No.2 Roll down a really big hill
What you will need; a grassy hill (we have one in front of the church) and a clear run with nothing to bump into. Rolling down a hill can make you dizzy so don't do it too often.
No.9 Eat a picnic in the wild
There are loads of places to eat a picnic at Croome, where is your favourite, if you need some ideas look here https://www.nationaltrust.org.uk/croome/features/discover-your-perfect-picnic-spot
No.19 Play pooh sticks
With four bridges in the parkland you’re spoilt for choice to play pooh sticks with your friends.
No.24 Go barefoot
You’ll never want to put your shoes back on when you feel the tickly grass between your toes. Make sure you have a towel to clean your feet before you put your shoes back on and watch out for anything sharp in the grass.
No.31 Make friends with a bug
You will need a bucket or a tub, a net to scoop them out of the water, a grown up to supervise you, a stick to dig in the earth. What can you find around Croome? Draw a picture of what you find.
No.10 Play conkers
You will need a conker, some string, a worthy opponent and a grown-up to help you get the string through the conker. There are lots of places to collect conkers at Croome.
No.21 Forage for wild food
September is a great time to pick blackberries from the hedgerows - they're everywhere. They are not just tasty treats they make great drawing tools too. Get help from a grown-up who knows what they are doing.
No.22 Find some funky fungi
There are loads of different species of fungi at Croome in the autumn, in the grass, growing on trees, how many can you find? Try drawing them. Please don't be tempted to eat any of them.

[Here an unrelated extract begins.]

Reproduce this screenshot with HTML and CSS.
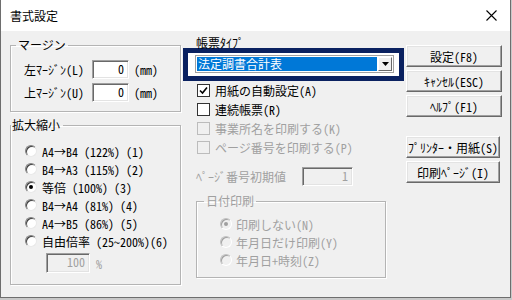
FILE: index.html
```html
<!DOCTYPE html>
<html lang="ja">
<head>
  <meta charset="UTF-8">
  <title>書式設定</title>
  <link rel="stylesheet" href="styles.css">
</head>
<body>

  <div class="dialog">
    <!-- タイトルバー -->
    <div class="titlebar">
      <span class="title">書式設定</span>
      <svg class="close" width="11" height="11" viewBox="0 0 11 11">
        <path d="M0.5 0.5 L10.5 10.5 M10.5 0.5 L0.5 10.5" stroke="#000" stroke-width="1.1" fill="none"/>
      </svg>
    </div>

    <div class="content">
      <!-- 左側 -->
      <div class="col-left">
        <fieldset class="group group-margin">
          <legend>マージン</legend>
          <div class="margin-row">
            <span class="margin-label">左ﾏｰｼﾞﾝ(L)</span>
            <span class="field">0</span>
            <span class="unit">(mm)</span>
          </div>
          <div class="margin-row">
            <span class="margin-label">上ﾏｰｼﾞﾝ(U)</span>
            <span class="field">0</span>
            <span class="unit">(mm)</span>
          </div>
        </fieldset>

        <fieldset class="group group-scale">
          <legend>拡大縮小</legend>
          <div class="radio-row"><span class="radio"></span><span>A4→B4 (122%) (1)</span></div>
          <div class="radio-row"><span class="radio"></span><span>B4→A3 (115%) (2)</span></div>
          <div class="radio-row"><span class="radio checked"></span><span>等倍 (100%) (3)</span></div>
          <div class="radio-row"><span class="radio"></span><span>B4→A4 (81%) (4)</span></div>
          <div class="radio-row"><span class="radio"></span><span>A4→B5 (86%) (5)</span></div>
          <div class="radio-row"><span class="radio"></span><span>自由倍率 (25～200%)(6)</span></div>
          <div class="free-row">
            <span class="field field-disabled">100</span>
            <span class="percent">%</span>
          </div>
        </fieldset>
      </div>

      <!-- 中央 -->
      <div class="col-mid">
        <div class="type-label">帳票ﾀｲﾌﾟ</div>
        <div class="focus-frame">
          <div class="combo">
            <span class="combo-value">法定調書合計表</span>
            <span class="combo-btn">
              <svg width="7" height="4" viewBox="0 0 7 4"><path d="M0 0 H7 L3.5 4 Z" fill="#000"/></svg>
            </span>
          </div>
        </div>

        <div class="check-row">
          <span class="check">
            <svg width="9" height="9" viewBox="0 0 9 9"><path d="M1 4.5 L3.5 7 L8 1.5" stroke="#000" stroke-width="1.6" fill="none"/></svg>
          </span>
          <span>用紙の自動設定(A)</span>
        </div>
        <div class="check-row">
          <span class="check"></span>
          <span>連続帳票(R)</span>
        </div>
        <div class="check-row disabled">
          <span class="check"></span>
          <span>事業所名を印刷する(K)</span>
        </div>
        <div class="check-row disabled">
          <span class="check"></span>
          <span>ページ番号を印刷する(P)</span>
        </div>

        <div class="page-row disabled">
          <span class="page-label">ﾍﾟｰｼﾞ番号初期値</span>
          <span class="field field-disabled field-page">1</span>
        </div>

        <fieldset class="group group-date disabled">
          <legend>日付印刷</legend>
          <div class="radio-row"><span class="radio checked"></span><span>印刷しない(N)</span></div>
          <div class="radio-row"><span class="radio"></span><span>年月日だけ印刷(Y)</span></div>
          <div class="radio-row"><span class="radio"></span><span>年月日＋時刻(Z)</span></div>
        </fieldset>
      </div>

      <!-- ボタン -->
      <div class="col-right">
        <button class="btn">設定(F8)</button>
        <button class="btn">ｷｬﾝｾﾙ(ESC)</button>
        <button class="btn">ﾍﾙﾌﾟ(F1)</button>
        <button class="btn btn-narrow btn-gap">ﾌﾟﾘﾝﾀｰ・用紙(S)</button>
        <button class="btn btn-narrow">印刷ﾍﾟｰｼﾞ(I)</button>
      </div>
    </div>
  </div>

</body>
</html>
```

FILE: styles.css
```css
* {
  margin: 0;
  padding: 0;
  box-sizing: border-box;
}

body {
  width: 512px;
  height: 300px;
  overflow: hidden;
  background: #c8c8c8;
  font-family: "Noto Sans CJK JP", "Noto Sans", sans-serif;
  font-size: 12px;
  font-feature-settings: "hwid";
  color: #000;
}

.dialog {
  width: 511px;
  height: 298px;
  background: #f0f0f0;
  border: 1px solid #6e6e6e;
  border-top: none;
}

/* Title bar */
.titlebar {
  height: 31px;
  background: #fff;
  display: flex;
  align-items: center;
  justify-content: space-between;
  padding: 0 13px 0 9px;
}

.title {
  font-size: 12px;
  line-height: 14px;
}

.content {
  display: flex;
  padding: 7px 0 0 9px;
}

/* Group boxes */
.group {
  border: 1px solid #b4b4b4;
  box-shadow: inset 1px 1px 0 #fff, 1px 1px 0 #fff;
}

.group legend {
  line-height: 14px;
  padding: 0 2px;
}

.col-left {
  width: 171px;
}

.group-margin {
  padding: 8px 0 9px 13px;
}

.group-margin legend {
  margin-left: -8px;
}

.margin-row {
  display: flex;
  align-items: center;
  height: 19px;
}

.margin-row + .margin-row {
  margin-top: 4px;
}

.margin-label {
  width: 68px;
}

.unit {
  margin-left: 5px;
}

.field {
  display: block;
  width: 37px;
  height: 19px;
  background: #fff;
  border: 1px solid;
  border-color: #a0a0a0 #fff #fff #a0a0a0;
  box-shadow: inset 1px 1px 0 #696969, inset -1px -1px 0 #e3e3e3;
  text-align: right;
  padding-right: 4px;
  line-height: 16px;
}

.field-disabled {
  background: #f0f0f0;
  color: #a0a0a0;
}

.group-scale {
  margin-top: 6px;
  padding: 10px 0 11px 14px;
}

.group-scale legend {
  margin-left: -14px;
  padding: 0 3px 0 1px;
}

.radio-row {
  display: flex;
  align-items: center;
  height: 18px;
}

.radio {
  width: 12px;
  height: 12px;
  border-radius: 50%;
  background: #fff;
  border: 1px solid;
  border-color: #808080 #e8e8e8 #e8e8e8 #808080;
  box-shadow: inset 1px 1px 0 #404040;
  margin-right: 5px;
  position: relative;
}

.radio.checked::after {
  content: "";
  position: absolute;
  left: 3px;
  top: 3px;
  width: 4px;
  height: 4px;
  border-radius: 50%;
  background: #000;
}

.free-row {
  display: flex;
  align-items: center;
  margin: 3px 0 0 21px;
}

.free-row .field {
  width: 44px;
  height: 20px;
}

.percent {
  margin-left: 6px;
  color: #a0a0a0;
}

/* Middle column */
.col-mid {
  width: 221px;
  margin-left: 2px;
}

.type-label {
  padding-left: 13px;
  height: 10px;
  line-height: 10px;
}

.focus-frame {
  width: 221px;
  height: 33px;
  border: 5px solid #0a2160;
  background: #fff;
  padding: 2px 5px 3px 7px;
}

.combo {
  display: flex;
  height: 18px;
  background: #fff;
  border: 1px solid #a0a0a0;
  padding: 1px;
}

.combo-value {
  flex: 1;
  background: #0078d7;
  color: #fff;
  line-height: 14px;
  padding-left: 1px;
  margin-right: 1px;
}

.combo-btn {
  width: 14px;
  display: flex;
  align-items: center;
  justify-content: center;
  background: #f0f0f0;
  border: 1px solid;
  border-color: #fff #696969 #696969 #fff;
}

.check-row {
  display: flex;
  align-items: center;
  height: 19px;
  padding-left: 14px;
}

.check {
  width: 13px;
  height: 13px;
  background: #fff;
  border: 1px solid #333;
  margin-right: 5px;
  display: flex;
  align-items: center;
  justify-content: center;
}

.disabled {
  color: #a0a0a0;
}

.disabled .check {
  background: #f0f0f0;
  border-color: #bcbcbc;
}

.page-row {
  display: flex;
  align-items: center;
  margin-top: 10px;
  padding-left: 13px;
}

.page-label {
  width: 106px;
}

.field-page {
  width: 51px;
}

.group-date {
  margin: 8px 0 0 13px;
  width: 190px;
  padding: 7px 0 8px 23px;
}

.group-date legend {
  margin-left: -16px;
}

.group-date .radio {
  background: #f0f0f0;
  border-color: #c0c0c0 #fff #fff #c0c0c0;
  box-shadow: inset 1px 1px 0 #a0a0a0;
  margin-right: 4px;
}

.group-date .radio.checked::after {
  background: #a0a0a0;
}

/* Buttons */
.col-right {
  margin-left: 2px;
  padding-top: 7px;
  display: flex;
  flex-direction: column;
  gap: 3px;
}

.btn {
  width: 96px;
  height: 22px;
  font: inherit;
  background: #f0f0f0;
  border: 1px solid;
  border-color: #fff #696969 #696969 #fff;
  box-shadow: inset -1px -1px 0 #a0a0a0, inset 1px 1px 0 #e3e3e3;
  color: #000;
}

.btn-narrow {
  width: 94px;
}

.btn-gap {
  margin-top: 16px;
}
```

No.30 Go on a scavenger hunt
Make a list of five things you might find. The possibilities are endless. Be sure to scavenge things already fallen, do not pick anything that is still growing. You could also collect different colours or textures by taking photographs or rubbings.
No.33 Go cloud watching
One of the best things about Croome’s landscape is the big sky meaning lots of cloud spotting opportunities. You might identify the different types of clouds or you might see different shapes in them.
No.4 Build a den
Branches, twigs and leaves make a surprisingly cosy den. Make your way down to out wild play area where you will find all you need to make a den.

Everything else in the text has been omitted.